— START Dataset excerpt —
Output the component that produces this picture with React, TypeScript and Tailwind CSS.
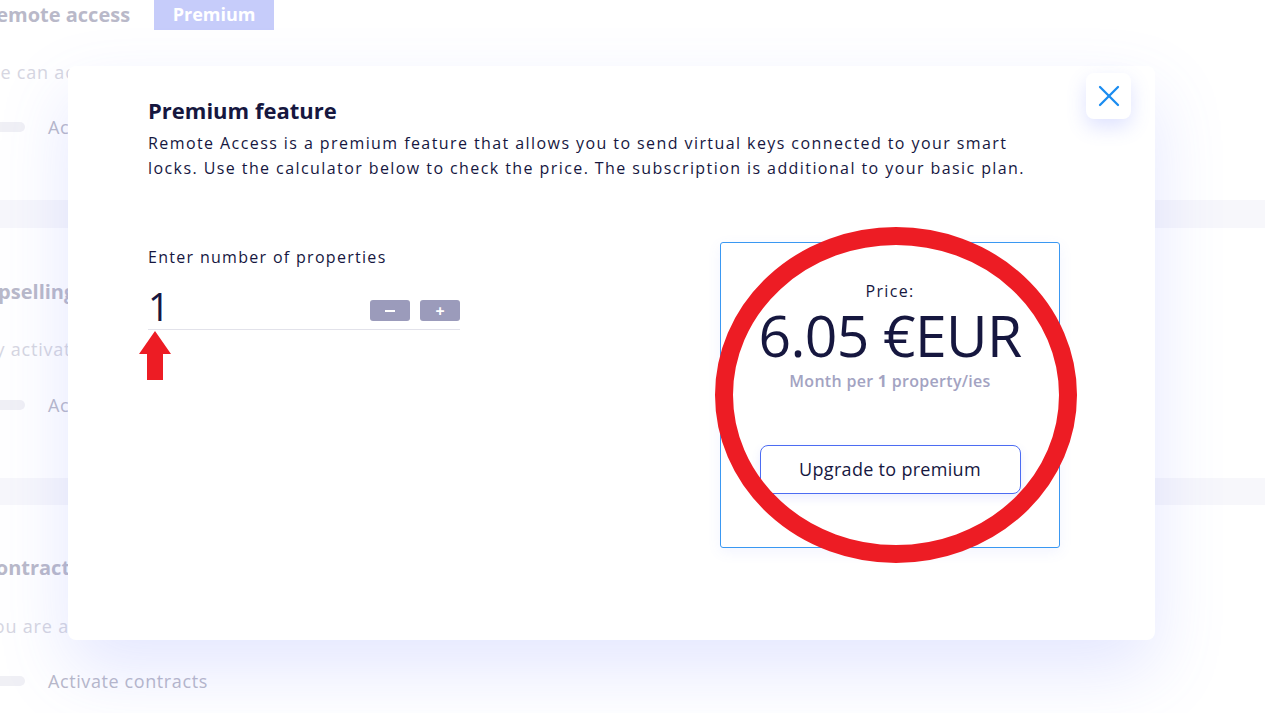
import { X } from 'lucide-react'

const font = { fontFamily: '"Open Sans", "Liberation Sans", sans-serif' }

function BgSection({ title, desc, toggle, badge, headMt, descMt, toggleMt }: {
  title: string
  desc: string
  toggle: string
  badge?: boolean
  headMt: string
  descMt: string
  toggleMt: string
}) {
  return (
    <div className="flex flex-col">
      <div className={`${headMt} flex items-center h-[30px]`}>
        <span className="-ml-[17px] text-[20px] font-bold text-[#b9b9c9] leading-[30px]">{title}</span>
        {badge && (
          <span className="ml-[24px] -mt-[1px] h-[30px] w-[120px] bg-[#c6ccfa] text-white font-bold text-[18px] flex items-center justify-center">
            Premium
          </span>
        )}
      </div>
      <div className={`${descMt} h-[24px] leading-[24px] text-[18px] text-[#d6d6e1] -ml-[17px] whitespace-nowrap tracking-[0.8px]`}>{desc}</div>
      <div className={`${toggleMt} h-[24px] flex items-center`}>
        <span className="-ml-[15px] w-[40px] h-[10px] rounded-full bg-[#f0f0f5]" />
        <span className="ml-[23px] text-[18px] text-[#b9b9c9] leading-[24px] tracking-[0.6px]">{toggle}</span>
      </div>
    </div>
  )
}

function Background() {
  return (
    <div className="absolute inset-0 flex flex-col">
      <BgSection
        title="Remote access"
        desc="We can activate remote access"
        toggle="Activate remote access"
        badge
        headMt="mt-0"
        descMt="mt-[30px]"
        toggleMt="mt-[31px]"
      />
      <div className="mt-[61px] h-[28px] bg-[#f7f7fb]" />
      <BgSection
        title="Upselling"
        desc="By activating upselling"
        toggle="Activate upselling"
        headMt="mt-[49px]"
        descMt="mt-[30px]"
        toggleMt="mt-[32px]"
      />
      <div className="mt-[61px] h-[27px] bg-[#f7f7fb]" />
      <BgSection
        title="Contracts"
        desc="You are able to activate contracts"
        toggle="Activate contracts"
        headMt="mt-[48px]"
        descMt="mt-[31px]"
        toggleMt="mt-[31px]"
      />
    </div>
  )
}

function Stepper() {
  return (
    <div className="mb-[8px] flex gap-[10px]">
      <button className="w-[40px] h-[21px] rounded-[3px] bg-[#9b9bbb] flex items-center justify-center">
        <span className="w-[10px] h-[2px] bg-white" />
      </button>
      <button className="w-[40px] h-[21px] rounded-[3px] bg-[#9b9bbb] flex items-center justify-center text-white text-[16px] font-bold leading-none">
        +
      </button>
    </div>
  )
}

function PriceBox() {
  return (
    <div className="w-[340px] h-[306px] border border-[#3a98f2] rounded-[3px] shadow-[0_4px_14px_rgba(92,110,255,0.08)] flex flex-col items-center">
      <div className="mt-[36px] text-[16px] leading-[24px] tracking-[1.3px] text-[#16173f]">Price:</div>
      <div className="mt-[2px] text-[57px] leading-[60px] text-[#16173f] tracking-[-0.6px]">6.05 €EUR</div>
      <div className="mt-[4px] text-[16px] leading-[24px] font-semibold tracking-[0.3px] text-[#a3a3c2]">
        Month per <span className="font-bold">1</span> property/ies
      </div>
      <button className="mt-[52px] w-[261px] h-[49px] rounded-[8px] border border-[#4c6cf2] text-[18px] tracking-[0.3px] text-[#16173f] shadow-[0_4px_10px_rgba(92,110,255,0.12)]">
        Upgrade to premium
      </button>
    </div>
  )
}

export default function App() {
  return (
    <div className="relative w-[1265px] h-[713px] overflow-hidden bg-white" style={font}>
      <Background />

      {/* modal */}
      <div className="absolute left-[68px] top-[66px] w-[1087px] h-[574px] bg-white rounded-[8px] shadow-[0_30px_70px_rgba(92,110,255,0.17)] pl-[80px] pt-[30px]">
        <button className="absolute right-[24px] top-[7px] w-[45px] h-[46px] rounded-[8px] bg-white shadow-[0_8px_20px_rgba(92,110,255,0.2)] flex items-center justify-center">
          <X className="w-[36px] h-[36px] text-[#1a8cf0]" strokeWidth={1.5} />
        </button>

        <h2 className="text-[22px] leading-[28px] font-bold text-[#16173f]">Premium feature</h2>
        <p className="mt-[7px] w-[885px] text-[16px] leading-[25px] tracking-[1.42px] text-[#16173f]">
          Remote Access is a premium feature that allows you to send virtual keys connected to your smart locks. Use the calculator below to check the price. The subscription is additional to your basic plan.
        </p>

        <div className="mt-[61px] flex">
          <div className="w-[312px] pt-[3px]">
            <div className="text-[16px] leading-[24px] tracking-[1.3px] text-[#16173f]">Enter number of properties</div>
            <div className="relative mt-[14px] h-[47px] flex items-end justify-between border-b border-[#e2e2ea]">
              <span className="text-[38px] leading-[46px] text-[#16173f]">1</span>
              <Stepper />
              {/* annotation arrow */}
              <svg className="absolute left-[-9px] top-[48px]" width="32" height="49" viewBox="0 0 32 49">
                <path d="M16 0 L32 23 L24 23 L24 49 L8 49 L8 23 L0 23 Z" fill="#ed1c24" />
              </svg>
            </div>
          </div>
          <div className="ml-[260px]">
            <PriceBox />
          </div>
        </div>
      </div>

      {/* annotation ellipse */}
      <svg className="absolute left-[715px] top-[227px]" width="362" height="336" viewBox="0 0 362 336">
        <ellipse cx="181" cy="168" rx="172" ry="159" fill="none" stroke="#ed1c24" strokeWidth="18" />
      </svg>
    </div>
  )
}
— END Dataset excerpt —
Work to complete
Give an exact copy of the material, leaving out every picture.

Problem solution
Output the component that produces this picture with React, TypeScript and Tailwind CSS.
import { X } from 'lucide-react'

const font = { fontFamily: '"Open Sans", "Liberation Sans", sans-serif' }

function BgSection({ title, desc, toggle, badge, headMt, descMt, toggleMt }: {
  title: string
  desc: string
  toggle: string
  badge?: boolean
  headMt: string
  descMt: string
  toggleMt: string
}) {
  return (
    <div className="flex flex-col">
      <div className={`${headMt} flex items-center h-[30px]`}>
        <span className="-ml-[17px] text-[20px] font-bold text-[#b9b9c9] leading-[30px]">{title}</span>
        {badge && (
          <span className="ml-[24px] -mt-[1px] h-[30px] w-[120px] bg-[#c6ccfa] text-white font-bold text-[18px] flex items-center justify-center">
            Premium
          </span>
        )}
      </div>
      <div className={`${descMt} h-[24px] leading-[24px] text-[18px] text-[#d6d6e1] -ml-[17px] whitespace-nowrap tracking-[0.8px]`}>{desc}</div>
      <div className={`${toggleMt} h-[24px] flex items-center`}>
        <span className="-ml-[15px] w-[40px] h-[10px] rounded-full bg-[#f0f0f5]" />
        <span className="ml-[23px] text-[18px] text-[#b9b9c9] leading-[24px] tracking-[0.6px]">{toggle}</span>
      </div>
    </div>
  )
}

function Background() {
  return (
    <div className="absolute inset-0 flex flex-col">
      <BgSection
        title="Remote access"
        desc="We can activate remote access"
        toggle="Activate remote access"
        badge
        headMt="mt-0"
        descMt="mt-[30px]"
        toggleMt="mt-[31px]"
      />
      <div className="mt-[61px] h-[28px] bg-[#f7f7fb]" />
      <BgSection
        title="Upselling"
        desc="By activating upselling"
        toggle="Activate upselling"
        headMt="mt-[49px]"
        descMt="mt-[30px]"
        toggleMt="mt-[32px]"
      />
      <div className="mt-[61px] h-[27px] bg-[#f7f7fb]" />
      <BgSection
        title="Contracts"
        desc="You are able to activate contracts"
        toggle="Activate contracts"
        headMt="mt-[48px]"
        descMt="mt-[31px]"
        toggleMt="mt-[31px]"
      />
    </div>
  )
}

function Stepper() {
  return (
    <div className="mb-[8px] flex gap-[10px]">
      <button className="w-[40px] h-[21px] rounded-[3px] bg-[#9b9bbb] flex items-center justify-center">
        <span className="w-[10px] h-[2px] bg-white" />
      </button>
      <button className="w-[40px] h-[21px] rounded-[3px] bg-[#9b9bbb] flex items-center justify-center text-white text-[16px] font-bold leading-none">
        +
      </button>
    </div>
  )
}

function PriceBox() {
  return (
    <div className="w-[340px] h-[306px] border border-[#3a98f2] rounded-[3px] shadow-[0_4px_14px_rgba(92,110,255,0.08)] flex flex-col items-center">
      <div className="mt-[36px] text-[16px] leading-[24px] tracking-[1.3px] text-[#16173f]">Price:</div>
      <div className="mt-[2px] text-[57px] leading-[60px] text-[#16173f] tracking-[-0.6px]">6.05 €EUR</div>
      <div className="mt-[4px] text-[16px] leading-[24px] font-semibold tracking-[0.3px] text-[#a3a3c2]">
        Month per <span className="font-bold">1</span> property/ies
      </div>
      <button className="mt-[52px] w-[261px] h-[49px] rounded-[8px] border border-[#4c6cf2] text-[18px] tracking-[0.3px] text-[#16173f] shadow-[0_4px_10px_rgba(92,110,255,0.12)]">
        Upgrade to premium
      </button>
    </div>
  )
}

export default function App() {
  return (
    <div className="relative w-[1265px] h-[713px] overflow-hidden bg-white" style={font}>
      <Background />

      {/* modal */}
      <div className="absolute left-[68px] top-[66px] w-[1087px] h-[574px] bg-white rounded-[8px] shadow-[0_30px_70px_rgba(92,110,255,0.17)] pl-[80px] pt-[30px]">
        <button className="absolute right-[24px] top-[7px] w-[45px] h-[46px] rounded-[8px] bg-white shadow-[0_8px_20px_rgba(92,110,255,0.2)] flex items-center justify-center">
          <X className="w-[36px] h-[36px] text-[#1a8cf0]" strokeWidth={1.5} />
        </button>

        <h2 className="text-[22px] leading-[28px] font-bold text-[#16173f]">Premium feature</h2>
        <p className="mt-[7px] w-[885px] text-[16px] leading-[25px] tracking-[1.42px] text-[#16173f]">
          Remote Access is a premium feature that allows you to send virtual keys connected to your smart locks. Use the calculator below to check the price. The subscription is additional to your basic plan.
        </p>

        <div className="mt-[61px] flex">
          <div className="w-[312px] pt-[3px]">
            <div className="text-[16px] leading-[24px] tracking-[1.3px] text-[#16173f]">Enter number of properties</div>
            <div className="relative mt-[14px] h-[47px] flex items-end justify-between border-b border-[#e2e2ea]">
              <span className="text-[38px] leading-[46px] text-[#16173f]">1</span>
              <Stepper />
              {/* annotation arrow */}
              <svg className="absolute left-[-9px] top-[48px]" width="32" height="49" viewBox="0 0 32 49">
                <path d="M16 0 L32 23 L24 23 L24 49 L8 49 L8 23 L0 23 Z" fill="#ed1c24" />
              </svg>
            </div>
          </div>
          <div className="ml-[260px]">
            <PriceBox />
          </div>
        </div>
      </div>

      {/* annotation ellipse */}
      <svg className="absolute left-[715px] top-[227px]" width="362" height="336" viewBox="0 0 362 336">
        <ellipse cx="181" cy="168" rx="172" ry="159" fill="none" stroke="#ed1c24" strokeWidth="18" />
      </svg>
    </div>
  )
}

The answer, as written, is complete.